Start Supplied material

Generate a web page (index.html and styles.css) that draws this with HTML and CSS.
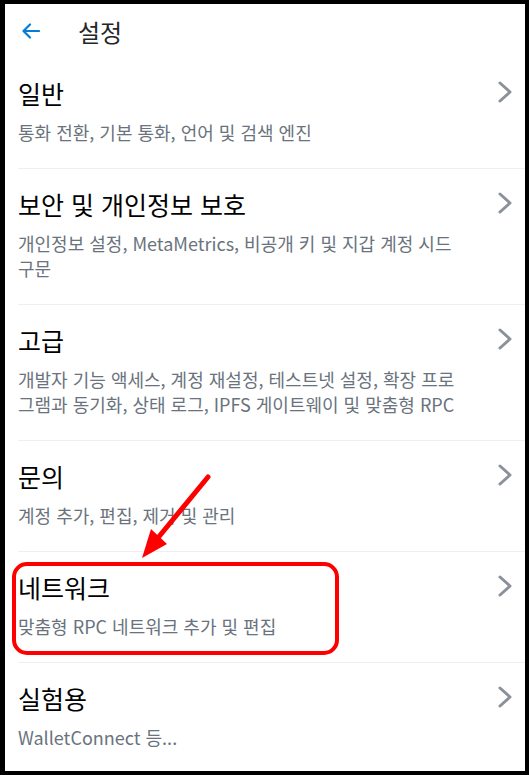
FILE: index.html
```html
<!DOCTYPE html>
<html lang="ko">
<head>
  <meta charset="UTF-8" />
  <meta name="viewport" content="width=device-width, initial-scale=1.0"/>
  <title>설정</title>
  <link rel="stylesheet" href="styles.css">
</head>
<body>
  <div class="screen">
    <header class="top-bar">
      <button class="back-btn" aria-label="뒤로">
        <svg width="18" height="16" viewBox="0 0 18 16">
          <path d="M17 8H2M8 1.5L1.5 8L8 14.5" fill="none" stroke="#037dd6" stroke-width="2.2" stroke-linecap="round" stroke-linejoin="round"/>
        </svg>
      </button>
      <h1 class="page-title">설정</h1>
    </header>

    <ul class="settings-list">
      <li class="setting-row">
        <div class="setting-text">
          <div class="setting-title">일반</div>
          <div class="setting-desc">통화 전환, 기본 통화, 언어 및 검색 엔진</div>
        </div>
        <svg class="chevron" width="14" height="22" viewBox="0 0 14 22"><path d="M2 2L12 11L2 20"/></svg>
      </li>
      <li class="setting-row">
        <div class="setting-text">
          <div class="setting-title">보안 및 개인정보 보호</div>
          <div class="setting-desc">개인정보 설정, MetaMetrics, 비공개 키 및 지갑 계정 시드 구문</div>
        </div>
        <svg class="chevron" width="14" height="22" viewBox="0 0 14 22"><path d="M2 2L12 11L2 20"/></svg>
      </li>
      <li class="setting-row">
        <div class="setting-text">
          <div class="setting-title">고급</div>
          <div class="setting-desc">개발자 기능 액세스, 계정 재설정, 테스트넷 설정, 확장 프로그램과 동기화, 상태 로그, IPFS 게이트웨이 및 맞춤형 RPC</div>
        </div>
        <svg class="chevron" width="14" height="22" viewBox="0 0 14 22"><path d="M2 2L12 11L2 20"/></svg>
      </li>
      <li class="setting-row">
        <div class="setting-text">
          <div class="setting-title">문의</div>
          <div class="setting-desc">계정 추가, 편집, 제거 및 관리</div>
        </div>
        <svg class="chevron" width="14" height="22" viewBox="0 0 14 22"><path d="M2 2L12 11L2 20"/></svg>
      </li>
      <li class="setting-row">
        <div class="setting-text">
          <div class="setting-title">네트워크</div>
          <div class="setting-desc">맞춤형 RPC 네트워크 추가 및 편집</div>
        </div>
        <svg class="chevron" width="14" height="22" viewBox="0 0 14 22"><path d="M2 2L12 11L2 20"/></svg>
      </li>
      <li class="setting-row">
        <div class="setting-text">
          <div class="setting-title">실험용</div>
          <div class="setting-desc">WalletConnect 등...</div>
        </div>
        <svg class="chevron" width="14" height="22" viewBox="0 0 14 22"><path d="M2 2L12 11L2 20"/></svg>
      </li>
    </ul>

    <!-- red annotation drawn over the screenshot -->
    <svg class="annotation" width="520" height="767" viewBox="0 0 520 767">
      <rect x="9" y="560" width="323" height="89" rx="13" fill="none" stroke="#ff0000" stroke-width="4"/>
      <path d="M203 473L152 535" stroke="#ff0000" stroke-width="5" stroke-linecap="round"/>
      <path d="M137 554L146 525L162 540Z" fill="#ff0000"/>
    </svg>
  </div>
</body>
</html>
```

FILE: styles.css
```css
body {
  margin: 0;
  padding: 0;
  background-color: #000;
  font-family: "Noto Sans CJK KR", "Noto Sans", sans-serif;
}

.screen {
  position: relative;
  width: 520px;
  height: 767px;
  margin: 4px 4px 4px 5px;
  background-color: #fff;
  overflow: hidden;
}

.top-bar {
  display: flex;
  align-items: center;
  height: 54px;
  padding-left: 17px;
}

.back-btn {
  display: flex;
  padding: 0;
  border: none;
  background: none;
  cursor: pointer;
}

.page-title {
  margin: 0 0 0 38px;
  font-size: 24px;
  font-weight: 400;
  color: #24272a;
}

.settings-list {
  list-style: none;
  margin: 0;
  padding: 0;
}

.setting-row {
  display: flex;
  align-items: flex-start;
  margin-left: 13px;
  padding: 18px 13px 23px 0;
  border-bottom: 1px solid #efefef;
}

.setting-row:last-child {
  border-bottom: none;
}

.setting-text {
  flex: 1;
  max-width: 450px;
}

.setting-title {
  font-size: 25px;
  line-height: 34px;
  color: #000;
}

.setting-desc {
  margin-top: 10px;
  font-size: 18px;
  line-height: 25px;
  color: #6a737d;
}

.chevron {
  margin: 5px 0 0 auto;
  fill: none;
  stroke: #8b9199;
  stroke-width: 3;
  stroke-linecap: round;
  stroke-linejoin: round;
}

.annotation {
  position: absolute;
  top: 0;
  left: 0;
  pointer-events: none;
}
```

End Supplied material

**Work instructions:**
Pictures are excluded; copy all other data exactly as shown.

**Correct output:**
Generate a web page (index.html and styles.css) that draws this with HTML and CSS.
FILE: index.html
```html
<!DOCTYPE html>
<html lang="ko">
<head>
  <meta charset="UTF-8" />
  <meta name="viewport" content="width=device-width, initial-scale=1.0"/>
  <title>설정</title>
  <link rel="stylesheet" href="styles.css">
</head>
<body>
  <div class="screen">
    <header class="top-bar">
      <button class="back-btn" aria-label="뒤로">
        <svg width="18" height="16" viewBox="0 0 18 16">
          <path d="M17 8H2M8 1.5L1.5 8L8 14.5" fill="none" stroke="#037dd6" stroke-width="2.2" stroke-linecap="round" stroke-linejoin="round"/>
        </svg>
      </button>
      <h1 class="page-title">설정</h1>
    </header>

    <ul class="settings-list">
      <li class="setting-row">
        <div class="setting-text">
          <div class="setting-title">일반</div>
          <div class="setting-desc">통화 전환, 기본 통화, 언어 및 검색 엔진</div>
        </div>
        <svg class="chevron" width="14" height="22" viewBox="0 0 14 22"><path d="M2 2L12 11L2 20"/></svg>
      </li>
      <li class="setting-row">
        <div class="setting-text">
          <div class="setting-title">보안 및 개인정보 보호</div>
          <div class="setting-desc">개인정보 설정, MetaMetrics, 비공개 키 및 지갑 계정 시드 구문</div>
        </div>
        <svg class="chevron" width="14" height="22" viewBox="0 0 14 22"><path d="M2 2L12 11L2 20"/></svg>
      </li>
      <li class="setting-row">
        <div class="setting-text">
          <div class="setting-title">고급</div>
          <div class="setting-desc">개발자 기능 액세스, 계정 재설정, 테스트넷 설정, 확장 프로그램과 동기화, 상태 로그, IPFS 게이트웨이 및 맞춤형 RPC</div>
        </div>
        <svg class="chevron" width="14" height="22" viewBox="0 0 14 22"><path d="M2 2L12 11L2 20"/></svg>
      </li>
      <li class="setting-row">
        <div class="setting-text">
          <div class="setting-title">문의</div>
          <div class="setting-desc">계정 추가, 편집, 제거 및 관리</div>
        </div>
        <svg class="chevron" width="14" height="22" viewBox="0 0 14 22"><path d="M2 2L12 11L2 20"/></svg>
      </li>
      <li class="setting-row">
        <div class="setting-text">
          <div class="setting-title">네트워크</div>
          <div class="setting-desc">맞춤형 RPC 네트워크 추가 및 편집</div>
        </div>
        <svg class="chevron" width="14" height="22" viewBox="0 0 14 22"><path d="M2 2L12 11L2 20"/></svg>
      </li>
      <li class="setting-row">
        <div class="setting-text">
          <div class="setting-title">실험용</div>
          <div class="setting-desc">WalletConnect 등...</div>
        </div>
        <svg class="chevron" width="14" height="22" viewBox="0 0 14 22"><path d="M2 2L12 11L2 20"/></svg>
      </li>
    </ul>

    <!-- red annotation drawn over the screenshot -->
    <svg class="annotation" width="520" height="767" viewBox="0 0 520 767">
      <rect x="9" y="560" width="323" height="89" rx="13" fill="none" stroke="#ff0000" stroke-width="4"/>
      <path d="M203 473L152 535" stroke="#ff0000" stroke-width="5" stroke-linecap="round"/>
      <path d="M137 554L146 525L162 540Z" fill="#ff0000"/>
    </svg>
  </div>
</body>
</html>
```

FILE: styles.css
```css
body {
  margin: 0;
  padding: 0;
  background-color: #000;
  font-family: "Noto Sans CJK KR", "Noto Sans", sans-serif;
}

.screen {
  position: relative;
  width: 520px;
  height: 767px;
  margin: 4px 4px 4px 5px;
  background-color: #fff;
  overflow: hidden;
}

.top-bar {
  display: flex;
  align-items: center;
  height: 54px;
  padding-left: 17px;
}

.back-btn {
  display: flex;
  padding: 0;
  border: none;
  background: none;
  cursor: pointer;
}

.page-title {
  margin: 0 0 0 38px;
  font-size: 24px;
  font-weight: 400;
  color: #24272a;
}

.settings-list {
  list-style: none;
  margin: 0;
  padding: 0;
}

.setting-row {
  display: flex;
  align-items: flex-start;
  margin-left: 13px;
  padding: 18px 13px 23px 0;
  border-bottom: 1px solid #efefef;
}

.setting-row:last-child {
  border-bottom: none;
}

.setting-text {
  flex: 1;
  max-width: 450px;
}

.setting-title {
  font-size: 25px;
  line-height: 34px;
  color: #000;
}

.setting-desc {
  margin-top: 10px;
  font-size: 18px;
  line-height: 25px;
  color: #6a737d;
}

.chevron {
  margin: 5px 0 0 auto;
  fill: none;
  stroke: #8b9199;
  stroke-width: 3;
  stroke-linecap: round;
  stroke-linejoin: round;
}

.annotation {
  position: absolute;
  top: 0;
  left: 0;
  pointer-events: none;
}
```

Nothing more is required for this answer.